TensorFlow-based implementation of "ICNet for Real-Time Semantic Segmentation on High-Resolution Images".

HsuanKung Yang

Last update: Nov 27, 2022

Related tags

Deep Learning real-time tensorflow semantic-segmentation cityscapes ade20k icnet

Overview

ICNet_tensorflow

This repo provides a TensorFlow-based implementation of paper "ICNet for Real-Time Semantic Segmentation on High-Resolution Images," by Hengshuang Zhao, and et. al. (ECCV'18).

The model generates segmentation mask for every pixel in the image. It's based on the ResNet50 with totally three branches as auxiliary paths, see architecture below for illustration.

We provide both training and inference code in this repo. The pre-trained models we provided are converted from caffe weights in Official Implementation.

News (2018.10.22 updated):

Now you can try ICNet on your own image online using ModelDepot live demo!

Environment Setup
Download Weights
Download Dataset
- ade20k
- cityscapes
Get Started!

Environment Setup

pip install tensorflow-gpu opencv-python jupyter matplotlib tqdm

Download Weights

We provide pre-trained weights for cityscapes and ADE20k dataset. You can download the weights easily use following command,

python script/download_weights.py --dataset cityscapes (or ade20k)

Download Dataset (Optional)

If you want to evaluate the provided weights or keep fine-tuning on cityscapes and ade20k dataset, you need to download them using different methods.

ADE20k dataset

Simply run following command:

bash script/download_ADE20k.sh

Cityscapes dataset

You need to download Cityscape dataset from Official website first (you'll need to request access which may take couple of days).

Then convert downloaded dataset ground truth to training format by following instructions to install cityscapesScripts then running these commands:

export CITYSCAPES_DATASET=<cityscapes dataset path>
csCreateTrainIdLabelImgs

Get started!

This repo provide three phases with full documented, which means you can try train/evaluate/inference on your own.

Inference on your own image

demo.ipynb show the easiest example to run semantic segmnetation on your own image.

In the end of demo.ipynb, you can test the speed of ICNet.

Here are some results run on Titan Xp with high resolution images (1024x2048):
~0.037(s) per images, which means we can get ~27 fps (nearly same as described in paper).

Evaluate on cityscapes/ade20k dataset

To get the results, you need to follow the steps metioned above to download dataset first.
Then you need to change the data_dir path in config.py.

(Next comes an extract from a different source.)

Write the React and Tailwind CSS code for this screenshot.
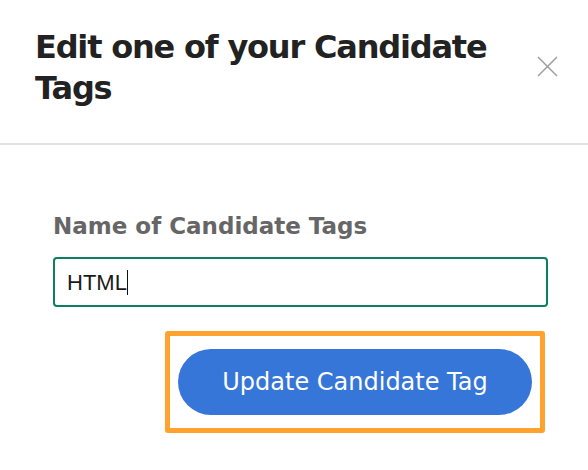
export default function App() {
  return (
    <div className="w-[588px] h-[470px] bg-white overflow-hidden [font-family:'DejaVu_Sans',Verdana,sans-serif]">
      <div className="flex items-start justify-between h-[145px] border-b-2 border-[#e3e3e3] pl-[35px] pr-[30px] pt-[27px]">
        <h1 className="text-[32px] leading-[41px] font-bold text-[#222] tracking-[-1.2px] w-[470px]">
          Edit one of your Candidate Tags
        </h1>
        <button className="mt-[28px] w-[22px] h-[22px] flex items-center justify-center">
          <svg width="21" height="21" viewBox="0 0 21 21" fill="none" stroke="#9e9e9e" strokeWidth="1.5">
            <path d="M1 1 L20 20 M20 1 L1 20" />
          </svg>
        </button>
      </div>
      <div className="pl-[53px] pr-[40px] pt-[66px]">
        <label className="block text-[23px] leading-[30px] font-bold text-[#666]">Name of Candidate Tags</label>
        <div className="mt-[16px] h-[50px] w-[495px] border-2 border-[#0b7f5f] rounded-[4px] flex items-center px-[12px]">
          <span className="text-[22px] text-[#1a1a1a] [font-family:'Liberation_Sans',Arial,sans-serif]">HTML</span>
          <span className="w-[1.5px] h-[25px] bg-[#111]"></span>
        </div>
        <div className="flex justify-end mt-[24px] mr-[3px]">
          <div className="border-[5px] border-[#ffa22e] rounded-[3px] px-[8px] py-[13px]">
            <button className="h-[66px] w-[354px] rounded-full bg-[#3676d9] text-white text-[24px] font-normal">
              Update Candidate Tag
            </button>
          </div>
        </div>
      </div>
    </div>
  );
}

CITYSCAPES_DATA_DIR = '/data/cityscapes_dataset/cityscape/'
ADE20K_DATA_DIR = './data/ADEChallengeData2016/'

Cityscapes

Perform in single-scaled model on the cityscapes validation dataset. (We have sucessfully re-produced the performance same to caffe framework).

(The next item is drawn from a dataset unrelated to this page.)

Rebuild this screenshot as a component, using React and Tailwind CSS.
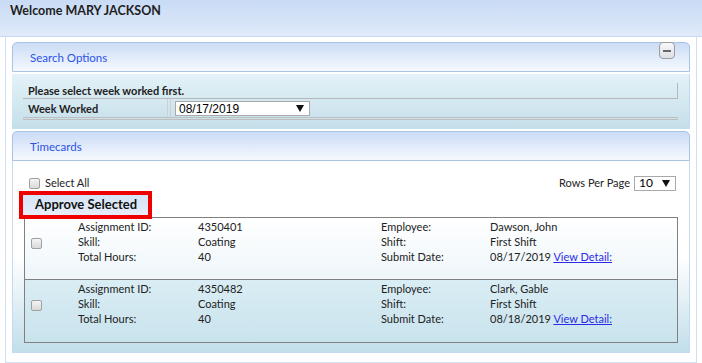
import React from "react";

function Box() {
  return (
    <div className="w-[11px] h-[11px] rounded-[2px] border border-[#a0a0a0] bg-gradient-to-b from-[#f4f4f4] to-[#d9d9d9]" />
  );
}

function Arrow() {
  return (
    <svg width="8" height="7" viewBox="0 0 8 7">
      <polygon points="0,0 8,0 4,7" fill="#111" />
    </svg>
  );
}

function Row({ id, skill, hours, emp, shift, date, bg }) {
  return (
    <div className={`grid grid-cols-[53px_120px_183px_109px_1fr] h-[62px] pt-[1px] ${bg}`}>
      <div className="h-[45px] flex items-center pl-[6px] pt-[3px]">
        <Box />
      </div>
      <div className="leading-[15px]">
        <div>Assignment ID:</div>
        <div>Skill:</div>
        <div>Total Hours:</div>
      </div>
      <div className="leading-[15px]">
        <div>{id}</div>
        <div>{skill}</div>
        <div>{hours}</div>
      </div>
      <div className="leading-[15px]">
        <div>Employee:</div>
        <div>Shift:</div>
        <div>Submit Date:</div>
      </div>
      <div className="leading-[15px]">
        <div>{emp}</div>
        <div>{shift}</div>
        <div>
          {date} <span className="text-[#2a2ae8] underline">View Detail:</span>
        </div>
      </div>
    </div>
  );
}

function PanelHeader({ title, children }) {
  return (
    <div className="h-[30px] rounded-t-[5px] border border-[#a9c3e6] bg-gradient-to-b from-[#cbdcf5] to-[#f6f9fe] flex items-start">
      <div className="flex-1 h-full flex items-center pl-[17px] pt-[1px] text-[#2b52ea] text-[11.5px]">{title}</div>
      {children}
    </div>
  );
}

export default function App() {
  return (
    <div className="w-[702px] h-[363px] overflow-hidden bg-white font-['Lato',sans-serif] text-[#222]">
      <div className="h-[37px] border-b border-[#c6d9f2] bg-gradient-to-b from-[#c9dbf5] to-[#e0eafa] pl-[10px] pt-[2px] text-[12.5px] font-bold text-[#1e1e1e] leading-[18px]">
        Welcome MARY JACKSON
      </div>
      <div className="ml-[5px] w-[692px] h-[326px] border-x border-b border-[#cfe0f4] px-[6px] pt-[5px]">
        <PanelHeader title="Search Options">
          <div className="-mt-px mr-[14px] w-[16px] h-[17px] rounded-[4px] border border-[#9c9c9c] bg-gradient-to-b from-[#f8f8f8] to-[#dcdfe6] flex items-center justify-center">
            <div className="w-[8px] h-[2px] bg-[#666]" />
          </div>
        </PanelHeader>
        <div className="mt-[2px] h-[55px] border-r border-[#c3daf1] bg-gradient-to-b from-[#e4f2f8] to-[#c4dfea] pl-[11px] pr-[11px] pt-[9px] text-[11px]">
          <div className="h-[16px] border-b border-r border-[#b7b7b7] pl-[5px] font-bold leading-[15px]">
            Please select week worked first.
          </div>
          <div className="flex h-[19px] border-b border-[#bdbdbd]">
            <div className="w-[145px] border-r border-[#cfcfcf] pl-[5px] pt-[2px] font-bold leading-[15px]">Week Worked</div>
            <div className="w-[2px]" />
            <div className="border-l border-[#cfcfcf] pl-[4px] pt-[2px]">
              <div className="w-[135px] h-[15px] bg-white border border-[#a9a9a9] flex items-center justify-between pl-[3px] pr-[5px] font-['Liberation_Sans',sans-serif] text-[12px] text-black">
                <span>08/17/2019</span>
                <Arrow />
              </div>
            </div>
          </div>
          <div className="h-[2px] border-b border-[#bdbdbd]" />
        </div>
        <div className="mt-[2px]">
          <PanelHeader title="Timecards" />
        </div>
        <div className="h-[192px] border-x border-b border-[#c3daf1] bg-gradient-to-b from-white via-white to-[#c2deea] px-[11px] pt-[14px] text-[11px]">
          <div className="flex items-center justify-between h-[16px]">
            <div className="flex items-center gap-[5px] pl-[5px]">
              <Box />
              <span>Select All</span>
            </div>
            <div className="flex items-center gap-[4px] pr-[2px]">
              <span>Rows Per Page</span>
              <div className="w-[42px] h-[15px] bg-white border border-[#a9a9a9] flex items-center justify-between pl-[4px] pr-[5px] text-[12px] text-black">
                <span>10</span>
                <Arrow />
              </div>
            </div>
          </div>
          <div className="mt-[4px] ml-[-1px]">
            <div className="w-[125px] h-[20px] bg-gradient-to-b from-[#d6e4f6] to-[#e6eef9] outline-[4px] outline-solid outline-[#ee0000] flex items-center pl-[12px] text-[13px] font-bold text-[#111]">
              Approve Selected
            </div>
          </div>
          <div className="mt-[2px] border border-[#808080]">
            <Row id="4350401" skill="Coating" hours="40" emp="Dawson, John" shift="First Shift" date="08/17/2019" bg="bg-gradient-to-b from-white to-[#eef6fa] border-b border-[#808080]" />
            <Row id="4350482" skill="Coating" hours="40" emp="Clark, Gable" shift="First Shift" date="08/18/2019" bg="bg-gradient-to-b from-[#daedf4] to-[#c9e3ed] h-[61px]" />
          </div>
        </div>
      </div>
    </div>
  );
}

Model	Accuracy	Model	Accuracy
train_30k	67.26%/67.7%	train_30k_bn	67.31%/67.7%
trainval_90k	80.90%	trainval_90k_bn	0.8081%

Run following command to get evaluation results,

python evaluate.py --dataset=cityscapes --filter-scale=1 --model=trainval

List of Args:

--model=train       - To select train_30k model
--model=trainval    - To select trainval_90k model
--model=train_bn    - To select train_30k_bn model
--model=trainval_bn - To select trainval_90k_bn model

ADE20k

Reach 32.25%mIoU on ADE20k validation set.

python evaluate.py --dataset=ade20k --filter-scale=2 --model=others

Note: to use model provided by us, set filter-scale to 2.

Training on your own dataset

This implementation is different from the details descibed in ICNet paper, since I did not re-produce model compression part. Instead, we train on the half kernels directly.

In orignal paper, the authod trained the model in full kernels and then performed model-pruning techique to kill half kernels. Here we use --filter-scale to denote whether pruning or not.

For example, --filter-scale=1 <-> [h, w, 32] and --filter-scale=2 <-> [h, w, 64].

Step by Step

1. Change the configurations in utils/config.py.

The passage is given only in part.